= Flowers of Freedom =

Political song in China and Hong Kong

"Flower of Freedom" (自由花) is a song created to support the Hong Kong Alliance in Support of Patriotic Democratic Movements of China (HKASPDMC). The composer of the song is , and he used the melody of the song "Sailor" (水手) by Taiwanese singer Zheng Zhihua. Generally, the song is known as a tribute to the 1989 Tiananmen Square protests and massacre.

== Original song ==
"Sailor" recounts Zheng Zhi-Hua's experience with polio. After performing it on China Central Television in 1992, the song became a household name across mainland China.

== History ==
The term "自由花" (flowers of freedom) has existed in Chinese for a very long time. Hong Yi wrote a poem before 1905 stating, “Freedom blooms for eight thousand years, and true freedom never dies" (自由花开八千春，是真自由能不死). In mainland China, some also trace the origin of 自由花 to the line "today we seek righteousness and virtue; across the land, the flower of freedom blooms" (取义成仁今日事，人间遍种自由花) from Chen Yi's 1936 work "梅岭三章". In 1931, Chinese Communist Party member Wang Buwen declared before his execution: "Let my blood water the flower of freedom!" (让我的鲜血去浇灌自由之花吧！)

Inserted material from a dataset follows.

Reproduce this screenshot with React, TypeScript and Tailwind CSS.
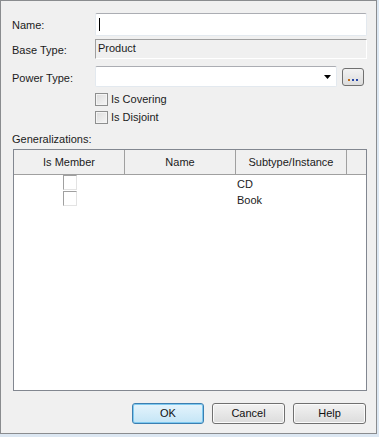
import React from 'react';

const font = { fontFamily: '"Liberation Sans", Arial, sans-serif' };

const Check: React.FC<{ label: string }> = ({ label }) => (
  <div className="flex items-center h-[13px] gap-[3px]">
    <span className="w-[13px] h-[13px] border border-[#8e8f8f] bg-gradient-to-br from-[#dcdcdc] to-[#f6f6f6] shadow-[inset_0_0_0_1px_#f4f4f4]" />
    <span>{label}</span>
  </div>
);

const CellCheck: React.FC = () => (
  <span className="block w-[14px] h-[15px] border-t border-l border-[#a0a0a0] border-r border-b border-r-[#e3e3e3] border-b-[#e3e3e3] bg-white" />
);

const Btn: React.FC<{ label: string; primary?: boolean }> = ({ label, primary }) => (
  <button
    className={
      primary
        ? 'w-[72px] h-[21px] rounded-[3px] border border-[#3c7fb1] bg-gradient-to-b from-[#e5f4fc] to-[#c4e5f6] shadow-[inset_0_0_0_1px_#7ec9f0] text-[11px] text-[#111]'
        : 'w-[73px] h-[21px] rounded-[3px] border border-[#707070] bg-gradient-to-b from-[#f2f2f2] to-[#dcdcdc] shadow-[inset_0_0_0_1px_#fbfbfb] text-[11px] text-[#111]'
    }
  >
    {label}
  </button>
);

export default function App() {
  return (
    <div className="w-[379px] h-[437px] bg-[#dce7f2]" style={font}>
      <div className="w-[377px] h-[434px] bg-[#f0f0f0] border border-[#8a8c8f] text-[11px] text-[#1b1b1b] flex flex-col pl-[11px] pr-[9px] pt-[12px]">
        {/* Name */}
        <div className="flex items-center h-[23px]">
          <span className="w-[83px] pt-[2px]">Name:</span>
          <div className="flex-1 h-[23px] bg-white border border-[#e3e9ef] border-t-[#abadb3] rounded-[2px] flex items-center pl-[3px]">
            <span className="w-px h-[13px] bg-black" />
          </div>
        </div>
        {/* Base type */}
        <div className="flex items-center h-[20px] mt-[3px]">
          <span className="w-[83px] pt-[2px]">Base Type:</span>
          <div className="flex-1 h-[20px] border border-t-[#a0a0a0] border-l-[#a0a0a0] border-r-[#ffffff] border-b-[#ffffff] pl-[2px] pt-[1px] leading-[14px]">
            Product
          </div>
        </div>
        {/* Power type */}
        <div className="flex items-center h-[21px] mt-[7px]">
          <span className="w-[83px] pt-[4px]">Power Type:</span>
          <div className="w-[242px] h-[21px] bg-white border border-[#e3e9ef] border-t-[#abadb3] rounded-[2px] flex items-center justify-end pr-[5px]">
            <svg width="7" height="4" viewBox="0 0 7 4">
              <path d="M0 0h7L3.5 4z" fill="#000" />
            </svg>
          </div>
          <div className="ml-[5px] w-[22px] h-[18px] rounded-[3px] border border-[#707070] bg-gradient-to-b from-[#f2f2f2] to-[#dcdcdc] flex items-end justify-center pb-[4px] gap-[2px]">
            <span className="w-[2px] h-[2px] bg-[#c46b14]" />
            <span className="w-[2px] h-[2px] bg-[#2848a8]" />
            <span className="w-[2px] h-[2px] bg-[#2848a8]" />
          </div>
        </div>
        <div className="ml-[83px] mt-[6px] flex flex-col gap-[5px]">
          <Check label="Is Covering" />
          <Check label="Is Disjoint" />
        </div>
        <div className="mt-[9px] h-[13px] leading-[13px]">Generalizations:</div>
        {/* Table */}
        <div className="mt-[3px] ml-px h-[242px] w-[354px] border border-[#828790] bg-white flex flex-col">
          <div className="flex h-[25px] bg-[#f0f0f0] border-b border-[#a0a0a0]">
            <div className="w-[111px] flex items-center justify-center border-r border-[#a0a0a0] pt-px">Is Member</div>
            <div className="w-[111px] flex items-center justify-center border-r border-[#a0a0a0] pt-px">Name</div>
            <div className="w-[111px] flex items-center justify-center border-r border-[#a0a0a0] pt-px">Subtype/Instance</div>
          </div>
          <div className="flex items-start h-[16px]">
            <div className="w-[111px] flex justify-center">
              <CellCheck />
            </div>
            <div className="w-[112px]" />
            <div className="leading-[13px] pt-[3px]">CD</div>
          </div>
          <div className="flex items-start h-[16px]">
            <div className="w-[111px] flex justify-center">
              <CellCheck />
            </div>
            <div className="w-[112px]" />
            <div className="leading-[13px] pt-[3px]">Book</div>
          </div>
        </div>
        <div className="flex justify-end gap-[8px] mt-[12px] pr-[1px] w-[354px] ml-px">
          <Btn label="OK" primary />
          <Btn label="Cancel" />
          <Btn label="Help" />
        </div>
      </div>
    </div>
  );
}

Following the 1989 Tiananmen Square protests, in 1993 HKASPDMC members demanded Wang Xizhe's release and hummed the chorus of "Sailor" at a press conference; they later requested Thomas Chow to rewrite the lyrics.

Mainly before the Hong Kong National Security Law took effect in 2020, Hong Kong sang "Flowers of Freedom" in the evening of 4 June every year at Victoria Park, where candlelight vigils commemorating the 1989 Tiananmen Square protests. The song was also often sung during the 2014 Hong Kong Umbrella Revolution.